In view of the circumstance that petitioner had been convicted of negligent homicide arising out of an altercation in the Enlisted Club, a restriction against entering that club during a period of deferment of confinement might seem justified under the literal wording of paragraph 20b, because it would prevent him from being “exposed to the temptation of misconduct similar to that for which he is already under charges.”
The Military Justice Act of 1968 was, to a significant extent, the product of efforts by Senator Sam J. Ervin, Jr., who chaired the Subcommittee on Constitutional Rights of the Senate Committee on the Judiciary. That same subcommittee, under Senator Ervin’s chairmanship, had played a major role in the enactment of the Bail Reform Act of 1966. We have no doubt that, in adding Article 57(d) to the Uniform Code, Senator Ervin and his colleagues in the
With the perspective supplied by the Bail Reform Act, we are convinced that Article 57(d) of the Uniform Code intended for the convening authority to have the same broad discretion in imposing conditions on deferment of confinement that a federal magistrate or judge possesses with respect to a defendant seeking release pending appeal. This interpretation seems especially appropriate since, otherwise, as appellate government counsel acknowledged, the inability of the convening authority to impose reasonable conditions, such as restriction, will have a “chilling effect” upon the willingness of commanders to grant deferment of. confinement.
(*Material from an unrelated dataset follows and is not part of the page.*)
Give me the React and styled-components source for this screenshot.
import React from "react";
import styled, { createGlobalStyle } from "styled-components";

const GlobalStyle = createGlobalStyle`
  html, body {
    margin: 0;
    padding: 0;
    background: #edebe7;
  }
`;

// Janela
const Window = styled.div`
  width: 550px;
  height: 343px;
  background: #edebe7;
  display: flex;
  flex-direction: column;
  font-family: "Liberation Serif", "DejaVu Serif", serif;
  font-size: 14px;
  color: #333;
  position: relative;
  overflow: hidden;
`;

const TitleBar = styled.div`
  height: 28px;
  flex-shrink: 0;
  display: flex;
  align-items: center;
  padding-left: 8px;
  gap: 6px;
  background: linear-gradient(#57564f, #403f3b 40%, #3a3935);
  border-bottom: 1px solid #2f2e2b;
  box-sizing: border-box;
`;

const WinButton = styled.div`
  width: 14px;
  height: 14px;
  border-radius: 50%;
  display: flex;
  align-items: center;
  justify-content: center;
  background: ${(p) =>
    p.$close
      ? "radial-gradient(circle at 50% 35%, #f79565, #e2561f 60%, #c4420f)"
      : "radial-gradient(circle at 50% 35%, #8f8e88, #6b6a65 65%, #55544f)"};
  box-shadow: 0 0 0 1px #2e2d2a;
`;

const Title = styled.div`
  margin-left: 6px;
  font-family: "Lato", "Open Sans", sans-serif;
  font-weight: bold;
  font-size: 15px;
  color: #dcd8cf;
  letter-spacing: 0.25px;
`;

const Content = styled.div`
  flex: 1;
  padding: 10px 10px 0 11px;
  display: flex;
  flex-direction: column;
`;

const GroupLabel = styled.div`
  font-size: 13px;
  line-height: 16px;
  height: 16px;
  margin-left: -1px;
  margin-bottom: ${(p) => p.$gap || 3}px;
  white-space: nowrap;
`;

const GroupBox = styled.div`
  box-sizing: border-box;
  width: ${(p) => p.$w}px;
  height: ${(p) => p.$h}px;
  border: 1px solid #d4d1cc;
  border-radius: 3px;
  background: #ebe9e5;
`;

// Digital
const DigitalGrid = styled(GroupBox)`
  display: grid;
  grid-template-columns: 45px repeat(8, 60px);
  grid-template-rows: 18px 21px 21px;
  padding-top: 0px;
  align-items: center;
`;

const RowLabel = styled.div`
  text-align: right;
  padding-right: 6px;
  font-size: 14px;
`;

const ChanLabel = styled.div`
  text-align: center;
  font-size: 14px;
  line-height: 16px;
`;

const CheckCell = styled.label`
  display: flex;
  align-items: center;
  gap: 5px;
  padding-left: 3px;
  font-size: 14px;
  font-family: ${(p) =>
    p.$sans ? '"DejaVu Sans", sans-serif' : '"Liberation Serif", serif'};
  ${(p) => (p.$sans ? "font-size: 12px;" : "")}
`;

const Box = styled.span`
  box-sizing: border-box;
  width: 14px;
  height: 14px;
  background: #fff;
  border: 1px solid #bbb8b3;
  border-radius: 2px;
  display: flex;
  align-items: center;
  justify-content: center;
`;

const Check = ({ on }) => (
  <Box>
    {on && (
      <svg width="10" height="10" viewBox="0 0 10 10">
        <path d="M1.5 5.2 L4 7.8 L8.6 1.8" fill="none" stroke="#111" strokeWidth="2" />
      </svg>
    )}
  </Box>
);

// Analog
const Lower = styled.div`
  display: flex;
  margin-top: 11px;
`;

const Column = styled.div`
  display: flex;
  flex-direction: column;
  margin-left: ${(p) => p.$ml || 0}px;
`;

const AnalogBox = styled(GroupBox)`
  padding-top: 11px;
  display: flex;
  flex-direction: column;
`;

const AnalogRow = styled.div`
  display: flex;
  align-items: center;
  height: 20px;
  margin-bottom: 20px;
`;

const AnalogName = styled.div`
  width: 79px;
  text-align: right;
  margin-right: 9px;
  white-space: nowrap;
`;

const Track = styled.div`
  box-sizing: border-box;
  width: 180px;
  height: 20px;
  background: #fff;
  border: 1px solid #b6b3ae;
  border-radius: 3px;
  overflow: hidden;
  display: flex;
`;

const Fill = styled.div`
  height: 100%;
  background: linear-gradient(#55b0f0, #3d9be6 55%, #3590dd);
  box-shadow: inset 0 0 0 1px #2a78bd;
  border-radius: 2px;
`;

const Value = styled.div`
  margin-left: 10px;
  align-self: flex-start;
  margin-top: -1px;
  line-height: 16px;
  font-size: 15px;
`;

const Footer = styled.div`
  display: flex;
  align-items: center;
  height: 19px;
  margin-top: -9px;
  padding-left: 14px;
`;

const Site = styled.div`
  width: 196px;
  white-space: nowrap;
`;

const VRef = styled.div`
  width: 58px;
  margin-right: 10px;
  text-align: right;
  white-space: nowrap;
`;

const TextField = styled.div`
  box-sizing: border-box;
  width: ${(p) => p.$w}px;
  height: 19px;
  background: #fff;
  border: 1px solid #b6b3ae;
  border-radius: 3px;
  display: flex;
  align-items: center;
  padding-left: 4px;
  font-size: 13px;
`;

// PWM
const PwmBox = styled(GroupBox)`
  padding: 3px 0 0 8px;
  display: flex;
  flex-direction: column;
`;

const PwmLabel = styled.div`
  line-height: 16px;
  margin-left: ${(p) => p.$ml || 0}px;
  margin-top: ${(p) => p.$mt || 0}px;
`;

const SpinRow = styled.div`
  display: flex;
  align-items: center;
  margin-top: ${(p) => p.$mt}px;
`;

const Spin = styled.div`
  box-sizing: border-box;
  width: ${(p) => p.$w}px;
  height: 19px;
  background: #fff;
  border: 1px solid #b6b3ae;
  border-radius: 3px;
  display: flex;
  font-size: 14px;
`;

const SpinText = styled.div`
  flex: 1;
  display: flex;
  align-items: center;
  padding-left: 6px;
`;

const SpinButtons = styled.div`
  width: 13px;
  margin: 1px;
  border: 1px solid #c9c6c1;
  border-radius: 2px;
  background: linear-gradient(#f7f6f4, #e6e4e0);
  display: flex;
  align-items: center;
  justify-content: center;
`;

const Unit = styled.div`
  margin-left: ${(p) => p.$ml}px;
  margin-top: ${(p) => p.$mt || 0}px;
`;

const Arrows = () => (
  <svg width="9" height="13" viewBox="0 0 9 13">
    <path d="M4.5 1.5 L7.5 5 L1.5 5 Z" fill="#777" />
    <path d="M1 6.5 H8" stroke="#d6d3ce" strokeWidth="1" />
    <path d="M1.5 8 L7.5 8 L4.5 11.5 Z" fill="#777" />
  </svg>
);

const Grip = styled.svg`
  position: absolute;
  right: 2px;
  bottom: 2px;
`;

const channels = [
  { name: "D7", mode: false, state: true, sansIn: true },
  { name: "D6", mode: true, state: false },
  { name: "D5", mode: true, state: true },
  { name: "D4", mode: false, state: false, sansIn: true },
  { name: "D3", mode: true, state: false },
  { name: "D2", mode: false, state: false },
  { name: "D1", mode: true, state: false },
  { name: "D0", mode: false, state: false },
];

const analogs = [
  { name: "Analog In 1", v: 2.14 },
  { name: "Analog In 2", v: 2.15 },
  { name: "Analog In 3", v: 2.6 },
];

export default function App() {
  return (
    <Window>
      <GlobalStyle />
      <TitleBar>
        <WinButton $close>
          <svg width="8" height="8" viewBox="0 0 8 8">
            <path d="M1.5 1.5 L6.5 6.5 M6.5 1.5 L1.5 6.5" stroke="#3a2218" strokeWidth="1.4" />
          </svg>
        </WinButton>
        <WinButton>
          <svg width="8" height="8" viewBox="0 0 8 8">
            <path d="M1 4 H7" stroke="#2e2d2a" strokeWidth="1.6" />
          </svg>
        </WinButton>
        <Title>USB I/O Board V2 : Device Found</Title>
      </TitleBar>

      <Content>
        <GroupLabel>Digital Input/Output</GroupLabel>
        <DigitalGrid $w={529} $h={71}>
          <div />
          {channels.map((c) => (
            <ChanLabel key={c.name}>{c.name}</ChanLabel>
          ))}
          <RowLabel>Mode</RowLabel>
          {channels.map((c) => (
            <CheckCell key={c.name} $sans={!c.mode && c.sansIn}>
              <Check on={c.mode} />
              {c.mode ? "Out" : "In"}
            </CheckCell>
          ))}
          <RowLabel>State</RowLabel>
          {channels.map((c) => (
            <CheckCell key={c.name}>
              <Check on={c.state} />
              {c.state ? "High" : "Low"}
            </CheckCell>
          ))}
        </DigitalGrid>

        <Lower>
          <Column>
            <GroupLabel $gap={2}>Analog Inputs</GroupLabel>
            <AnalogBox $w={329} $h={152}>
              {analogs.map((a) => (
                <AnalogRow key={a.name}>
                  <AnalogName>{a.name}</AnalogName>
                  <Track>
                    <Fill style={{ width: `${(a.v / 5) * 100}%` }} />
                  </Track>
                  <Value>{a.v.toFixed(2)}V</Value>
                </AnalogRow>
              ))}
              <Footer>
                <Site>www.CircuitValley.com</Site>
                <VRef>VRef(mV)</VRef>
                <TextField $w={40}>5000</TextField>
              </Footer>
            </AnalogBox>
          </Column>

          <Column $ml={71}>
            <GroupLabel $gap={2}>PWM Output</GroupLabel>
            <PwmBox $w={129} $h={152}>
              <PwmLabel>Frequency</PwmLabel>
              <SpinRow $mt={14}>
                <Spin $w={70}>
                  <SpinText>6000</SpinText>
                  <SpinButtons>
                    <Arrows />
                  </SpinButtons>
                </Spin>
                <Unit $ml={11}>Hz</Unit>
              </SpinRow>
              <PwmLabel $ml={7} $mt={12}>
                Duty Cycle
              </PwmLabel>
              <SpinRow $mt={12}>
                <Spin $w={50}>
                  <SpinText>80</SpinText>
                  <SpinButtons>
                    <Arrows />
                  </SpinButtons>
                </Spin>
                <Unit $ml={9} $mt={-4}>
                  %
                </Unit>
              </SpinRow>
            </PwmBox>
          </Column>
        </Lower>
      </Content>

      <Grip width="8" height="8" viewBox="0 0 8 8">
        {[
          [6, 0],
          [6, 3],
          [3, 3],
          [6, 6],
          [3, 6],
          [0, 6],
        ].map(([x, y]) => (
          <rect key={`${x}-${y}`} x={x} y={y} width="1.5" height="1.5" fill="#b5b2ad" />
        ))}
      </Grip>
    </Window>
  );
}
The sole limitation imposed by the Manual in paragraph 88/ is that the restriction not be intended as punishment; and only if it were unmistakably demonstrated that such an intent existed would any credit on the sentence be required for a period of release under restrictions. In our view, the principal remedy for an accused who is dissatisfied with the conditions under which his confinement is deferred is to request that he be reconfined and so to continue without further interruption the service of his sentence to confinement.
Ill
Several weeks have passed since the respondent convening authority acted on petitioner’s request for deferment of confinement. At this point it seems appropriate to deny the petition for extraordinary relief without prejudice to the petitioner’s right to submit another application for deferment. If such an application is submitted, it can then be evaluated by the convening authority in light of the principles announced by the Court and of any additional information brought to his attention. Accordingly, the petition for extraordinary relief is denied.
Judge FLETCHER concurs.
. The circumstance that petitioner has already been found guilty of the charges by a court-martial should not weaken the basis here for imposing the restriction.
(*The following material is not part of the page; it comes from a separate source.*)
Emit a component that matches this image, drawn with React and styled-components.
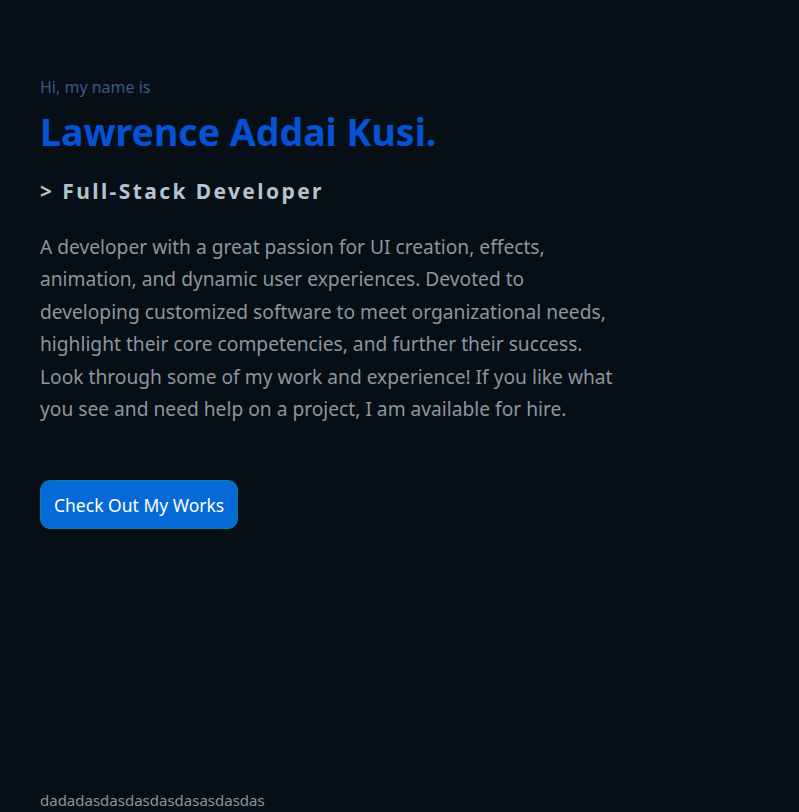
import React from 'react'
import styled, { createGlobalStyle } from 'styled-components'

const GlobalStyle = createGlobalStyle`
    html, body {
        margin: 0;
        padding: 0;
        background: #060f16;
    }
    body {
        font-family: 'Noto Sans', 'Open Sans', sans-serif;
    }
`

const Page = styled.div`
    min-height: 812px;
    display: flex;
    flex-direction: column;
    background: #060f16;
`

const Hero = styled.section`
    flex: 1;
    padding: 75px 40px 0;
`

const Greeting = styled.p`
    margin: 0;
    font-size: 16px;
    line-height: 24px;
    color: #3d5887;
`

const Name = styled.h1`
    margin: 9px 0 0;
    font-size: 37.5px;
    line-height: 48px;
    font-weight: 700;
    color: #0552d6;
`

const Role = styled.h2`
    margin: 20px 0 0;
    font-size: 21px;
    line-height: 30px;
    font-weight: 700;
    letter-spacing: 2.4px;
    color: #b4c3ce;
`

const Intro = styled.p`
    margin: 25px 0 0;
    max-width: 640px;
    font-size: 19.2px;
    line-height: 32.4px;
    color: #8b969f;
`

const Button = styled.button`
    margin-top: 55px;
    height: 49px;
    padding: 0 13px;
    border: 1px solid #0a7fa3;
    border-radius: 10px;
    background: #056ad8;
    color: #ffffff;
    font-family: inherit;
    font-size: 17.5px;
    cursor: pointer;
`

const Footer = styled.footer`
    padding: 0 40px 2px;
    font-size: 15px;
    line-height: 20px;
    color: #8896a1;
`

const introLines = [
    'A developer with a great passion for UI creation, effects,',
    'animation, and dynamic user experiences. Devoted to',
    'developing customized software to meet organizational needs,',
    'highlight their core competencies, and further their success.',
    'Look through some of my work and experience! If you like what',
    'you see and need help on a project, I am available for hire.',
]

const App = () => {
    return (
        <Page>
            <GlobalStyle />
            <Hero>
                <Greeting>Hi, my name is</Greeting>
                <Name>Lawrence Addai Kusi.</Name>
                <Role>&gt; Full-Stack Developer</Role>
                <Intro>
                    {introLines.map((line, i) => (
                        <React.Fragment key={i}>
                            {line}
                            {i < introLines.length - 1 && <br />}
                        </React.Fragment>
                    ))}
                </Intro>
                <Button>Check Out My Works</Button>
            </Hero>
            <Footer>dadadasdasdasdasdasasdasdas</Footer>
        </Page>
    )
}

export default App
. In United States v. Heard, 3 M.J. 14, 20 (C.M. A.1977) (footnote omitted), this Court ruled that in the military the lawful bases for pretrial confinement are the need to assure presence of the accused at trial and “the importance of avoiding foreseeable future serious misconduct of the accused, including any efforts at obstructing justice, if he is set free pending his trial.”
. In an application for deferment of confinement defense counsel may wish to propose to the convening authority conditions which may be imposed in connection with deferment of confinement.
Dissenting Opinion
(dissenting):
I adhere to my view that the “sole discretion” vested in a convening authority in respect to an application for deferment of confinement of an adjudged sentence is not judicially reviewable for abuse. I would, therefore, dismiss the application for relief by this Court. See my separate opinion in United States v. Brownd, 6 M.J. 338, 341 (C.M.A.1979). In any event, I do not find any abuse of discretion in the denial of the request for deferment, irrespective of whether the staff judge advocate’s advice as to the legality of barring accused from the Enlisted Men’s Club for the duration of the deferment was correct or not. Consequently, I would deny the petition for extraordinary relief.